►

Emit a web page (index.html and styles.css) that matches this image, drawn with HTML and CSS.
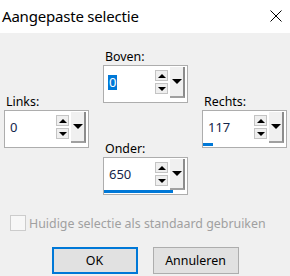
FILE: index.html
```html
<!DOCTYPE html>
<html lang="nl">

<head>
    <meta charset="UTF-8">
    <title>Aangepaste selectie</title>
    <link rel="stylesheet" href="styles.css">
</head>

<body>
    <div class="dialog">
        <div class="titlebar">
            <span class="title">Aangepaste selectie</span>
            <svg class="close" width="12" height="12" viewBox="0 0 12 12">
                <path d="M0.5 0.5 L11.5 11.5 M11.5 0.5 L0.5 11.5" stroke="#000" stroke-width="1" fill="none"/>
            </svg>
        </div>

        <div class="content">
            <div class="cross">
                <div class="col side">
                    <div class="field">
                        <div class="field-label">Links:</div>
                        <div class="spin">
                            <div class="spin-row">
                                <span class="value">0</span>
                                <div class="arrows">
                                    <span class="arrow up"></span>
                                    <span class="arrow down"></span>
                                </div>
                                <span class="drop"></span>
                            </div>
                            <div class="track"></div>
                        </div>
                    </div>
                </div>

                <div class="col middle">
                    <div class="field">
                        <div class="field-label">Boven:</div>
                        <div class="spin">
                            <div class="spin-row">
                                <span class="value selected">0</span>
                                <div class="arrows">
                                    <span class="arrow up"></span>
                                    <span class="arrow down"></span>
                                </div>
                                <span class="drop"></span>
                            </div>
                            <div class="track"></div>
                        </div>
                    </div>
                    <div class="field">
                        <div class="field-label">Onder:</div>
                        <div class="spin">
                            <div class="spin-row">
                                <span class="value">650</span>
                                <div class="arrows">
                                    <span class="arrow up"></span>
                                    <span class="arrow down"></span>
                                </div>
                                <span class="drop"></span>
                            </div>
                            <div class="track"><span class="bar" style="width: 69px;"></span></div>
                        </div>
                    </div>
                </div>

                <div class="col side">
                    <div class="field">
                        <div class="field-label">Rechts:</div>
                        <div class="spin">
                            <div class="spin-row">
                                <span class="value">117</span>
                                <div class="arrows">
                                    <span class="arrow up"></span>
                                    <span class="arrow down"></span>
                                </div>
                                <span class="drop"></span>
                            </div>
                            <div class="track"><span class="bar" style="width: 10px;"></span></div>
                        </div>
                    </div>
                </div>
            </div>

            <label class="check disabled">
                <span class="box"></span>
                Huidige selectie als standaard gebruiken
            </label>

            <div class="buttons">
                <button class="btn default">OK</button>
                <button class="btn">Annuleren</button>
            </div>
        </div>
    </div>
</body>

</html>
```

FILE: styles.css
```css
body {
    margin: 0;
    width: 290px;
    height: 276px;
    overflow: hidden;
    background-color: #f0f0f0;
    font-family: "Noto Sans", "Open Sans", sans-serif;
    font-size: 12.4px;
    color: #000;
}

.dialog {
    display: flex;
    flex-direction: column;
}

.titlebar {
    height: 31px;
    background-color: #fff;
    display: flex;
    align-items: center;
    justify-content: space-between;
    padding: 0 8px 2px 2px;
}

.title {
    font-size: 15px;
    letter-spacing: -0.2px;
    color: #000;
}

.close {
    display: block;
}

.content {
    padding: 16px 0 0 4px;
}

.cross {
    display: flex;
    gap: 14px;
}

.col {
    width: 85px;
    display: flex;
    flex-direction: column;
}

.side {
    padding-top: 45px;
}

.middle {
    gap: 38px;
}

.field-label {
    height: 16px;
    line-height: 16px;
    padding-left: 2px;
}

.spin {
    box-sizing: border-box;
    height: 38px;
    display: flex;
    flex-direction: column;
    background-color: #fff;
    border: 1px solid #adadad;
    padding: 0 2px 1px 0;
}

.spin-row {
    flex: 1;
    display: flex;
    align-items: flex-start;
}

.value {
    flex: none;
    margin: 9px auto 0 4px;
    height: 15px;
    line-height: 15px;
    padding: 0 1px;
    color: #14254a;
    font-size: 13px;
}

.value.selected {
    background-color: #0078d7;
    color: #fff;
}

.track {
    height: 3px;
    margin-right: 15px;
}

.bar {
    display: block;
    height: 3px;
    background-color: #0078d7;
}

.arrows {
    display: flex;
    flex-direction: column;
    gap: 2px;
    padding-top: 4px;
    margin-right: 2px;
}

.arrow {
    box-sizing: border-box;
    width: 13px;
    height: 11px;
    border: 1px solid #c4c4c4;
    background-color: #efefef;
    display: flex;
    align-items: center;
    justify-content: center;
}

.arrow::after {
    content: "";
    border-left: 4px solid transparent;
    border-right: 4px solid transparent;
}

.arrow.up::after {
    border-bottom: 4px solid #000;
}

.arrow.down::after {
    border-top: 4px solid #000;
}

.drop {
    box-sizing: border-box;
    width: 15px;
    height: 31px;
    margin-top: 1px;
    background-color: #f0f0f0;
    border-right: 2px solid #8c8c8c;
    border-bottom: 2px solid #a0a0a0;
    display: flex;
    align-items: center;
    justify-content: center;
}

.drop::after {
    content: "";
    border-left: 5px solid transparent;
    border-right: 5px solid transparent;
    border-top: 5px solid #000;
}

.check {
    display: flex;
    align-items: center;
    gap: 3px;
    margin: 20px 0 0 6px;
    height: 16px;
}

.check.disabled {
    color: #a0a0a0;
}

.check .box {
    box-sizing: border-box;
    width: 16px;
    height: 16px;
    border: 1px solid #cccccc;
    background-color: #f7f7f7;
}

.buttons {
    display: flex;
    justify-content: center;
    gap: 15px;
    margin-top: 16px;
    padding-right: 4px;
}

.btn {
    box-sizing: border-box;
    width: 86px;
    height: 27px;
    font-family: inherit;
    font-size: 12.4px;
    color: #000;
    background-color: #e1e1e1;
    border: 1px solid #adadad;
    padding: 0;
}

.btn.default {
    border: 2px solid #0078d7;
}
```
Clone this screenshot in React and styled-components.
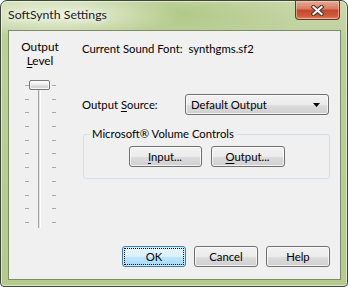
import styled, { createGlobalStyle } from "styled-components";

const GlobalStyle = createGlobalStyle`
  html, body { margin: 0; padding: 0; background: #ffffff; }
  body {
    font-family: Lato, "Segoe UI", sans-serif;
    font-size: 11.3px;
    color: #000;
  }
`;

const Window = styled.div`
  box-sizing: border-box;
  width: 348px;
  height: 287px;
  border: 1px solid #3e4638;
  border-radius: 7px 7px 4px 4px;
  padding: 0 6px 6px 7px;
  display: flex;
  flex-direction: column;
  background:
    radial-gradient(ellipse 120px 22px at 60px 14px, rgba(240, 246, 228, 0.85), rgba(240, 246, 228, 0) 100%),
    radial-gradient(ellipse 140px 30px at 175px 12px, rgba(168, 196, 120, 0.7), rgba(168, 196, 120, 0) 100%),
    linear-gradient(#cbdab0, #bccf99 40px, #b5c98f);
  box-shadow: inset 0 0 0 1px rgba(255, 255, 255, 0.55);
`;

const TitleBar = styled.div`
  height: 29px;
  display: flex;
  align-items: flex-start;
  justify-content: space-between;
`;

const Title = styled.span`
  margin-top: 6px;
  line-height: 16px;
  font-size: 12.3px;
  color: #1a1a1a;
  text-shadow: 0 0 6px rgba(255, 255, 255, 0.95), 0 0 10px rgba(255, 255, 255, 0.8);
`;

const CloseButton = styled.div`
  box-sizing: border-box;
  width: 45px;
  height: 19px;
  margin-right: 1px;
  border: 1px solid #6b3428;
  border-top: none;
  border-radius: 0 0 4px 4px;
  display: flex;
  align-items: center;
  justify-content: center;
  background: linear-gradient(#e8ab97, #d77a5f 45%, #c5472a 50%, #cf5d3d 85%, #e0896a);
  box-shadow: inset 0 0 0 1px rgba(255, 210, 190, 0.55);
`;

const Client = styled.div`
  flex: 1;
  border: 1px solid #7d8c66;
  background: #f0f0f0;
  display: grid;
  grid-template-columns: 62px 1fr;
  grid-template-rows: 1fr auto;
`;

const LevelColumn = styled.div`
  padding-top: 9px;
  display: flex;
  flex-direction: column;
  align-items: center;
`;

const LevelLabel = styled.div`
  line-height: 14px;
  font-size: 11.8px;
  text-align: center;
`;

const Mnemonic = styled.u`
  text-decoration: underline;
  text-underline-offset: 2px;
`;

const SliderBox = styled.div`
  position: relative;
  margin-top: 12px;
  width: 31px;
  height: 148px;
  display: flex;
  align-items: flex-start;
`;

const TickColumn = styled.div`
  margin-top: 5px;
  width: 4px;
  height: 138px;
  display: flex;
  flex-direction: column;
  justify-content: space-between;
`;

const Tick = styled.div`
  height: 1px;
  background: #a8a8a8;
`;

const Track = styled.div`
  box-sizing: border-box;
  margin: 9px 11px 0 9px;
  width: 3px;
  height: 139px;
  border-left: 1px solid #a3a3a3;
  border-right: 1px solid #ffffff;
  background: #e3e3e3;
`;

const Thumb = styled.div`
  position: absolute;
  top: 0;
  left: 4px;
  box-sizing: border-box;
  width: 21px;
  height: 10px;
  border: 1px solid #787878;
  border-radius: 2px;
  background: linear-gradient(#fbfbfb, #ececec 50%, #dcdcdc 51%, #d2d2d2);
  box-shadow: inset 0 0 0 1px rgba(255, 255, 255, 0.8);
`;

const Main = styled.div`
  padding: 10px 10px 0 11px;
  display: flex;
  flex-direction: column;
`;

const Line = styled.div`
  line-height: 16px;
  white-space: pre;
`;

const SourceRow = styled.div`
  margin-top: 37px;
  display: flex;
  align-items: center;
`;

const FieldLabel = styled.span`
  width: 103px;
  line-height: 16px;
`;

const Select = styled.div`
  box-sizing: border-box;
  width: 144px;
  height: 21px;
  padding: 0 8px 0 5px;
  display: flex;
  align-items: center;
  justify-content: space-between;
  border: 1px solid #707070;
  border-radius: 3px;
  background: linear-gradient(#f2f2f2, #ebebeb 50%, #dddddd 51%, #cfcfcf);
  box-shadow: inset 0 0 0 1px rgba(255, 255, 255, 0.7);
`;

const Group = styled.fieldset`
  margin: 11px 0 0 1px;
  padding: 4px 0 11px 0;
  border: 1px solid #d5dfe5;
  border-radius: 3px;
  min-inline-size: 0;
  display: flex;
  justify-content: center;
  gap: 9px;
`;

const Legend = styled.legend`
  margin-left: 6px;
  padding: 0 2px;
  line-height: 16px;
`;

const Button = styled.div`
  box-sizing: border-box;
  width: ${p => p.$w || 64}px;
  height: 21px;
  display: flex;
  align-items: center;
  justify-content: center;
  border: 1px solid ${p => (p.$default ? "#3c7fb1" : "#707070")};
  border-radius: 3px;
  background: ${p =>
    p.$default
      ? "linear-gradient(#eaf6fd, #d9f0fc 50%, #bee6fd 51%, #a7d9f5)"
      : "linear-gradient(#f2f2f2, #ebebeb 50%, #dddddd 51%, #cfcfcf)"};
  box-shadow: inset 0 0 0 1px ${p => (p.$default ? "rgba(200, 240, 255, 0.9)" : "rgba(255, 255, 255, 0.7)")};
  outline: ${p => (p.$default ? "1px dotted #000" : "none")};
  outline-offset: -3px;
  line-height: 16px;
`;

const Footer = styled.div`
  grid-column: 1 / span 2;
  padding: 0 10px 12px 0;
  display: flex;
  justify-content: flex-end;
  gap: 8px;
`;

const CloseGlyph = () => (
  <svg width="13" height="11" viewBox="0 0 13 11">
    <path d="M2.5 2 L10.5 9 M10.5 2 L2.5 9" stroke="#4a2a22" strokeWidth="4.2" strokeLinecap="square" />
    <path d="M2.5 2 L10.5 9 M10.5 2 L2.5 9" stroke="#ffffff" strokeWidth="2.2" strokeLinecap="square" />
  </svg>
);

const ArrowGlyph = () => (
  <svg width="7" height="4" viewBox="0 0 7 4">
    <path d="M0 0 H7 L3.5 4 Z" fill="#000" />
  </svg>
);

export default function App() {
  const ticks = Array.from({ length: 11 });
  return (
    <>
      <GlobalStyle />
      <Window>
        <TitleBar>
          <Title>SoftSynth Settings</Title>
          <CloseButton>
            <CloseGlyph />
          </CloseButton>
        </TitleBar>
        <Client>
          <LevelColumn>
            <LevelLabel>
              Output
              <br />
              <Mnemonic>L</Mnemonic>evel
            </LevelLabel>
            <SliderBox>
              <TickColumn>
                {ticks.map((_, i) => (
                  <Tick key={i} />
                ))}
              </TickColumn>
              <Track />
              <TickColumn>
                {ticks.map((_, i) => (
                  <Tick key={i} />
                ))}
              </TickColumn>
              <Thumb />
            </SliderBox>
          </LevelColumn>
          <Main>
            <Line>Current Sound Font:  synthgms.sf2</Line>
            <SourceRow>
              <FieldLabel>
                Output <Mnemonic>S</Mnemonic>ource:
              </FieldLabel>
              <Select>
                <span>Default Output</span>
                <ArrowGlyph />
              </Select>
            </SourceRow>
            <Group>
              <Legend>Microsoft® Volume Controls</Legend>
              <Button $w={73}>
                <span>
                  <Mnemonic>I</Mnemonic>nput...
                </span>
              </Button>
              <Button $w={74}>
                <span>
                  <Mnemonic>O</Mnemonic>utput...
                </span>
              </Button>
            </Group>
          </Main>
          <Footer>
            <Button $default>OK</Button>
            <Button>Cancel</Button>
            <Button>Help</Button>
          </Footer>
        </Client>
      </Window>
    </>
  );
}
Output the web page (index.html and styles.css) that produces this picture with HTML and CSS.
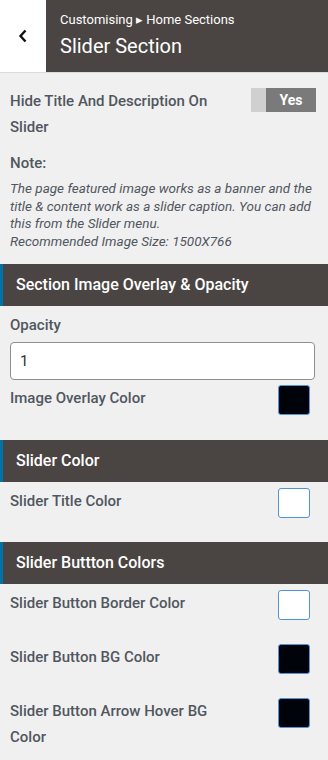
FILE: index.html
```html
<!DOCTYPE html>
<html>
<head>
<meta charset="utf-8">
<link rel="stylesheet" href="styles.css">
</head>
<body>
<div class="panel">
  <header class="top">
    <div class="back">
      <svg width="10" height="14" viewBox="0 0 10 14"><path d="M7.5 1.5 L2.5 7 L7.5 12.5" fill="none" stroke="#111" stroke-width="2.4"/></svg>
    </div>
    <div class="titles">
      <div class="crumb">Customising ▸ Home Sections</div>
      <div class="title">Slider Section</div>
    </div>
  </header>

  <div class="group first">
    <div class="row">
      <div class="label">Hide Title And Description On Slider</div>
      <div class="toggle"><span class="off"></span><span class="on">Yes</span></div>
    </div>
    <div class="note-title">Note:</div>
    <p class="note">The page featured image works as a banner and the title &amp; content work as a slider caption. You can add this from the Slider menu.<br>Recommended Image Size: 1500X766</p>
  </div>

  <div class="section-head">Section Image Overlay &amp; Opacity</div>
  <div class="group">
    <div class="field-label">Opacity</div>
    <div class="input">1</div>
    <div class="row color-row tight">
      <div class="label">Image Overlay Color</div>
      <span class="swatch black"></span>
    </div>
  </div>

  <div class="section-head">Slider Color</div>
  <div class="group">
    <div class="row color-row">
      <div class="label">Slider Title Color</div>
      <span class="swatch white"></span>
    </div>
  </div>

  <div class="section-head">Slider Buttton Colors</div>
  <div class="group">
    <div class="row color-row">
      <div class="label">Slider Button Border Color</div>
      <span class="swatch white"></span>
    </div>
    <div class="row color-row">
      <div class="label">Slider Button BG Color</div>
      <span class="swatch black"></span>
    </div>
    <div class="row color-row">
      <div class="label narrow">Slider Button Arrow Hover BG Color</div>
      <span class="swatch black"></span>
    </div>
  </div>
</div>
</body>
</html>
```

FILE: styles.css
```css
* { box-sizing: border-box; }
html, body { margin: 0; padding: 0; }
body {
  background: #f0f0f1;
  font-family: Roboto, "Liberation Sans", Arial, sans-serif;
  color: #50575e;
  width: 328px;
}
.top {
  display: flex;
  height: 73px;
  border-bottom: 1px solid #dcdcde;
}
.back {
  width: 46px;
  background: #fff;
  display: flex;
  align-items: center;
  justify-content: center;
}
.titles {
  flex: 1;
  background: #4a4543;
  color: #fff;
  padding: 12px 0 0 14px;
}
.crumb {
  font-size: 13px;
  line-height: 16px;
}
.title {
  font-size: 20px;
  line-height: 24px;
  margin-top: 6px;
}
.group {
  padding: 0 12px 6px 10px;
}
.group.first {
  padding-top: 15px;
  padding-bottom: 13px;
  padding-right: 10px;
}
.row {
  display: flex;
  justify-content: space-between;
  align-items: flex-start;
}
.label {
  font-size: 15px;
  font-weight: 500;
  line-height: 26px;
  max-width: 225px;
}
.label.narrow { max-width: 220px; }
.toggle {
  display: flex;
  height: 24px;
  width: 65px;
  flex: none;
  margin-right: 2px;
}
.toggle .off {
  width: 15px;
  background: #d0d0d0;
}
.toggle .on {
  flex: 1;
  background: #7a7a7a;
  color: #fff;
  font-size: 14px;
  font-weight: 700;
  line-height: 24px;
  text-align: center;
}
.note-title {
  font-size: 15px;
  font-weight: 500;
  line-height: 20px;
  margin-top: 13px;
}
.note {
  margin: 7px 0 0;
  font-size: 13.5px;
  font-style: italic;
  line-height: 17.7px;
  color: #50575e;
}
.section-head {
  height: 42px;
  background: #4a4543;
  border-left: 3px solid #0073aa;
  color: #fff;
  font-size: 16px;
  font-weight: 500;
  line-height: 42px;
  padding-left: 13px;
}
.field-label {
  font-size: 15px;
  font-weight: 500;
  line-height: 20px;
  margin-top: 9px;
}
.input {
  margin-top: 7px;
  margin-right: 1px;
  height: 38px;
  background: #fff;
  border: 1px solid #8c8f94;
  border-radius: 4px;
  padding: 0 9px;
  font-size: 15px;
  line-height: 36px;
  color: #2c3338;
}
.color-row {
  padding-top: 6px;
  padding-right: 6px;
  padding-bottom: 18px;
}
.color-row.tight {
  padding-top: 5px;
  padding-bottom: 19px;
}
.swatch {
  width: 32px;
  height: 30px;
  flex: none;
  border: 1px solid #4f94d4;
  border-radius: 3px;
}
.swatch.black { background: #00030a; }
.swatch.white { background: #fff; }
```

◄

■ Goal
Say how many lines in the records contain the string "with", and say nothing else.

■ Correct result
2